Reproduce all the lines below exactly and omit the images.
== == ==
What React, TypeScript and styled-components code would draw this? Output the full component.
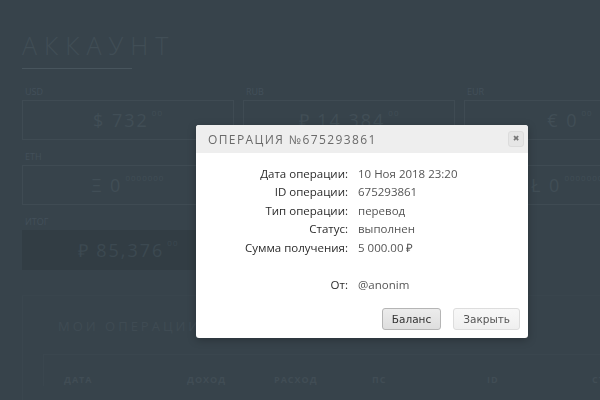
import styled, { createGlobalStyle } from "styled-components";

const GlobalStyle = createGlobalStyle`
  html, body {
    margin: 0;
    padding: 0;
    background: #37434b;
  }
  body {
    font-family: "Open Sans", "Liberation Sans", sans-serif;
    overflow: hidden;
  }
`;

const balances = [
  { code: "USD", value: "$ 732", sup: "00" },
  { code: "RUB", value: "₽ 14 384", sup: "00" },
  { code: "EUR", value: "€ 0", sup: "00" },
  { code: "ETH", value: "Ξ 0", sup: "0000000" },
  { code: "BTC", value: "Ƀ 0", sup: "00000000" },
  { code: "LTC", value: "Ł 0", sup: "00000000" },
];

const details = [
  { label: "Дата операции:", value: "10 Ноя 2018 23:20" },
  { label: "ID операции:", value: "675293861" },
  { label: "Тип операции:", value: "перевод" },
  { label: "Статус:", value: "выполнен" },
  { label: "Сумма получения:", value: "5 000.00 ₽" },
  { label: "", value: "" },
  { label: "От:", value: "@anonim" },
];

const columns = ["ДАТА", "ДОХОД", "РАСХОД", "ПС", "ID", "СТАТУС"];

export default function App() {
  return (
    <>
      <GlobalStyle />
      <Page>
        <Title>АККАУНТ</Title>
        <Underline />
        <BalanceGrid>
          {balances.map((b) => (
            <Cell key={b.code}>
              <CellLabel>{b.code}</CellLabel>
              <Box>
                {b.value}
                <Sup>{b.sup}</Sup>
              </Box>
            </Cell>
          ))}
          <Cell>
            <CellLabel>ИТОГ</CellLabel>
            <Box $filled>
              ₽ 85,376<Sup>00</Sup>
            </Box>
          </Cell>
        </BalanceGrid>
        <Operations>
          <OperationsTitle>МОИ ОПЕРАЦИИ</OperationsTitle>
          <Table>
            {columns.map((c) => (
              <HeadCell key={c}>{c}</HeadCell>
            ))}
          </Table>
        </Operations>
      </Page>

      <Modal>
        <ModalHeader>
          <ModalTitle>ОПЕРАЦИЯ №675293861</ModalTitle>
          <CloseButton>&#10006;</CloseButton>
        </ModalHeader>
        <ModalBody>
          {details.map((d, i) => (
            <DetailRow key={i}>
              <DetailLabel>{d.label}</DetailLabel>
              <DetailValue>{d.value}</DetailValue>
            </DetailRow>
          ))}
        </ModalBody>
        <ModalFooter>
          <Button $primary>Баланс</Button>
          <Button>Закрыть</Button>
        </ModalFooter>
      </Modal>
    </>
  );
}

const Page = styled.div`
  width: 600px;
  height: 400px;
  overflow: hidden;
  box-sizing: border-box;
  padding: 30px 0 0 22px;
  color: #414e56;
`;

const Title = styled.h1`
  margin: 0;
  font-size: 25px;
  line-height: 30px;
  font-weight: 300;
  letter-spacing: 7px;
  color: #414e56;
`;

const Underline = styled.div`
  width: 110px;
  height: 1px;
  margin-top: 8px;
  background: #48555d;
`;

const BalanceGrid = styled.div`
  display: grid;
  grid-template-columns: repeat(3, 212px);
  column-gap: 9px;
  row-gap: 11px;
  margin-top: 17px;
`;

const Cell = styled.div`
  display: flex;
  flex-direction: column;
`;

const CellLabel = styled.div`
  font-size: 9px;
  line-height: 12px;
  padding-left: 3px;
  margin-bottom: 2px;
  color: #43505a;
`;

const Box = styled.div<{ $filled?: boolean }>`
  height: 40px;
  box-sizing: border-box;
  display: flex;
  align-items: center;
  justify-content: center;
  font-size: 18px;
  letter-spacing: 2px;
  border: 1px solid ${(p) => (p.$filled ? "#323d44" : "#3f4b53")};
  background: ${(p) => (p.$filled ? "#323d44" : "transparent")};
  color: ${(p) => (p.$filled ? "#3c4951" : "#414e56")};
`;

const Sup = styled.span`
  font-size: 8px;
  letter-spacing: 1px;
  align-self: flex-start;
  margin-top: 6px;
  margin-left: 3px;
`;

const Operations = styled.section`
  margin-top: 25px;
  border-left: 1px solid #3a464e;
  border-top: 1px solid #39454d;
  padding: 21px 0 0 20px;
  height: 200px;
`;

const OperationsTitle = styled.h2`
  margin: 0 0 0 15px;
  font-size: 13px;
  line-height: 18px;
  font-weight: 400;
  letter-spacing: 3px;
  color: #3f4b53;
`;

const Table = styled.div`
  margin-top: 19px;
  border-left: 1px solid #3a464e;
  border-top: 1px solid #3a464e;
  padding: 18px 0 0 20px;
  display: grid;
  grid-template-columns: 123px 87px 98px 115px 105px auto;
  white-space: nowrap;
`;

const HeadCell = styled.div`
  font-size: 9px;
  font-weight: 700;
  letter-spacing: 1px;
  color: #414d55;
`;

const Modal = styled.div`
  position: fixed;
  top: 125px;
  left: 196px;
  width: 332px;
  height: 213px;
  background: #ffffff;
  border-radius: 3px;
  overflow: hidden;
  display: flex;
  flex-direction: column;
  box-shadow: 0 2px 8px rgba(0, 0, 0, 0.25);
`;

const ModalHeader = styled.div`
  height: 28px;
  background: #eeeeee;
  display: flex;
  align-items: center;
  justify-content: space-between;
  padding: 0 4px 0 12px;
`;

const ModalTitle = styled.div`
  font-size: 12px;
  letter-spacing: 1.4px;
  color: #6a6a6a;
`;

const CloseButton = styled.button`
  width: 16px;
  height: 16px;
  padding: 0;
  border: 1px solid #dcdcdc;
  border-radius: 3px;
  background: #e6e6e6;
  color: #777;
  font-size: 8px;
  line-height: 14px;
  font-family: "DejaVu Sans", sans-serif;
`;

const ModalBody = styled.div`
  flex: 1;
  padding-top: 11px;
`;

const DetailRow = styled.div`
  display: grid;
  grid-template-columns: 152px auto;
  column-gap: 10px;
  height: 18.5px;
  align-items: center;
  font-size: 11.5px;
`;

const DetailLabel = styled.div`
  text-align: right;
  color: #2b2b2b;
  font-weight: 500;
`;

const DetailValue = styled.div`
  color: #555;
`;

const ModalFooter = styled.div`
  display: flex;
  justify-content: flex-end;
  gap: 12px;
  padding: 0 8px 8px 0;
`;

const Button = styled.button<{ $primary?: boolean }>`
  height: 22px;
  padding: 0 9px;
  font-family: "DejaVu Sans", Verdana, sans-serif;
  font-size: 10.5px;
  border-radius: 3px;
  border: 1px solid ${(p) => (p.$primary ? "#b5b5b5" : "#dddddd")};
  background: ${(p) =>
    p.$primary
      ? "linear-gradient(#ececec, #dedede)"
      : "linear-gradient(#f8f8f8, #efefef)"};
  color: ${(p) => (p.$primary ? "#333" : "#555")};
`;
== == ==
■ IN RESPONSE:
What React, TypeScript and styled-components code would draw this? Output the full component.
import styled, { createGlobalStyle } from "styled-components";

const GlobalStyle = createGlobalStyle`
  html, body {
    margin: 0;
    padding: 0;
    background: #37434b;
  }
  body {
    font-family: "Open Sans", "Liberation Sans", sans-serif;
    overflow: hidden;
  }
`;

const balances = [
  { code: "USD", value: "$ 732", sup: "00" },
  { code: "RUB", value: "₽ 14 384", sup: "00" },
  { code: "EUR", value: "€ 0", sup: "00" },
  { code: "ETH", value: "Ξ 0", sup: "0000000" },
  { code: "BTC", value: "Ƀ 0", sup: "00000000" },
  { code: "LTC", value: "Ł 0", sup: "00000000" },
];

const details = [
  { label: "Дата операции:", value: "10 Ноя 2018 23:20" },
  { label: "ID операции:", value: "675293861" },
  { label: "Тип операции:", value: "перевод" },
  { label: "Статус:", value: "выполнен" },
  { label: "Сумма получения:", value: "5 000.00 ₽" },
  { label: "", value: "" },
  { label: "От:", value: "@anonim" },
];

const columns = ["ДАТА", "ДОХОД", "РАСХОД", "ПС", "ID", "СТАТУС"];

export default function App() {
  return (
    <>
      <GlobalStyle />
      <Page>
        <Title>АККАУНТ</Title>
        <Underline />
        <BalanceGrid>
          {balances.map((b) => (
            <Cell key={b.code}>
              <CellLabel>{b.code}</CellLabel>
              <Box>
                {b.value}
                <Sup>{b.sup}</Sup>
              </Box>
            </Cell>
          ))}
          <Cell>
            <CellLabel>ИТОГ</CellLabel>
            <Box $filled>
              ₽ 85,376<Sup>00</Sup>
            </Box>
          </Cell>
        </BalanceGrid>
        <Operations>
          <OperationsTitle>МОИ ОПЕРАЦИИ</OperationsTitle>
          <Table>
            {columns.map((c) => (
              <HeadCell key={c}>{c}</HeadCell>
            ))}
          </Table>
        </Operations>
      </Page>

      <Modal>
        <ModalHeader>
          <ModalTitle>ОПЕРАЦИЯ №675293861</ModalTitle>
          <CloseButton>&#10006;</CloseButton>
        </ModalHeader>
        <ModalBody>
          {details.map((d, i) => (
            <DetailRow key={i}>
              <DetailLabel>{d.label}</DetailLabel>
              <DetailValue>{d.value}</DetailValue>
            </DetailRow>
          ))}
        </ModalBody>
        <ModalFooter>
          <Button $primary>Баланс</Button>
          <Button>Закрыть</Button>
        </ModalFooter>
      </Modal>
    </>
  );
}

const Page = styled.div`
  width: 600px;
  height: 400px;
  overflow: hidden;
  box-sizing: border-box;
  padding: 30px 0 0 22px;
  color: #414e56;
`;

const Title = styled.h1`
  margin: 0;
  font-size: 25px;
  line-height: 30px;
  font-weight: 300;
  letter-spacing: 7px;
  color: #414e56;
`;

const Underline = styled.div`
  width: 110px;
  height: 1px;
  margin-top: 8px;
  background: #48555d;
`;

const BalanceGrid = styled.div`
  display: grid;
  grid-template-columns: repeat(3, 212px);
  column-gap: 9px;
  row-gap: 11px;
  margin-top: 17px;
`;

const Cell = styled.div`
  display: flex;
  flex-direction: column;
`;

const CellLabel = styled.div`
  font-size: 9px;
  line-height: 12px;
  padding-left: 3px;
  margin-bottom: 2px;
  color: #43505a;
`;

const Box = styled.div<{ $filled?: boolean }>`
  height: 40px;
  box-sizing: border-box;
  display: flex;
  align-items: center;
  justify-content: center;
  font-size: 18px;
  letter-spacing: 2px;
  border: 1px solid ${(p) => (p.$filled ? "#323d44" : "#3f4b53")};
  background: ${(p) => (p.$filled ? "#323d44" : "transparent")};
  color: ${(p) => (p.$filled ? "#3c4951" : "#414e56")};
`;

const Sup = styled.span`
  font-size: 8px;
  letter-spacing: 1px;
  align-self: flex-start;
  margin-top: 6px;
  margin-left: 3px;
`;

const Operations = styled.section`
  margin-top: 25px;
  border-left: 1px solid #3a464e;
  border-top: 1px solid #39454d;
  padding: 21px 0 0 20px;
  height: 200px;
`;

const OperationsTitle = styled.h2`
  margin: 0 0 0 15px;
  font-size: 13px;
  line-height: 18px;
  font-weight: 400;
  letter-spacing: 3px;
  color: #3f4b53;
`;

const Table = styled.div`
  margin-top: 19px;
  border-left: 1px solid #3a464e;
  border-top: 1px solid #3a464e;
  padding: 18px 0 0 20px;
  display: grid;
  grid-template-columns: 123px 87px 98px 115px 105px auto;
  white-space: nowrap;
`;

const HeadCell = styled.div`
  font-size: 9px;
  font-weight: 700;
  letter-spacing: 1px;
  color: #414d55;
`;

const Modal = styled.div`
  position: fixed;
  top: 125px;
  left: 196px;
  width: 332px;
  height: 213px;
  background: #ffffff;
  border-radius: 3px;
  overflow: hidden;
  display: flex;
  flex-direction: column;
  box-shadow: 0 2px 8px rgba(0, 0, 0, 0.25);
`;

const ModalHeader = styled.div`
  height: 28px;
  background: #eeeeee;
  display: flex;
  align-items: center;
  justify-content: space-between;
  padding: 0 4px 0 12px;
`;

const ModalTitle = styled.div`
  font-size: 12px;
  letter-spacing: 1.4px;
  color: #6a6a6a;
`;

const CloseButton = styled.button`
  width: 16px;
  height: 16px;
  padding: 0;
  border: 1px solid #dcdcdc;
  border-radius: 3px;
  background: #e6e6e6;
  color: #777;
  font-size: 8px;
  line-height: 14px;
  font-family: "DejaVu Sans", sans-serif;
`;

const ModalBody = styled.div`
  flex: 1;
  padding-top: 11px;
`;

const DetailRow = styled.div`
  display: grid;
  grid-template-columns: 152px auto;
  column-gap: 10px;
  height: 18.5px;
  align-items: center;
  font-size: 11.5px;
`;

const DetailLabel = styled.div`
  text-align: right;
  color: #2b2b2b;
  font-weight: 500;
`;

const DetailValue = styled.div`
  color: #555;
`;

const ModalFooter = styled.div`
  display: flex;
  justify-content: flex-end;
  gap: 12px;
  padding: 0 8px 8px 0;
`;

const Button = styled.button<{ $primary?: boolean }>`
  height: 22px;
  padding: 0 9px;
  font-family: "DejaVu Sans", Verdana, sans-serif;
  font-size: 10.5px;
  border-radius: 3px;
  border: 1px solid ${(p) => (p.$primary ? "#b5b5b5" : "#dddddd")};
  background: ${(p) =>
    p.$primary
      ? "linear-gradient(#ececec, #dedede)"
      : "linear-gradient(#f8f8f8, #efefef)"};
  color: ${(p) => (p.$primary ? "#333" : "#555")};
`;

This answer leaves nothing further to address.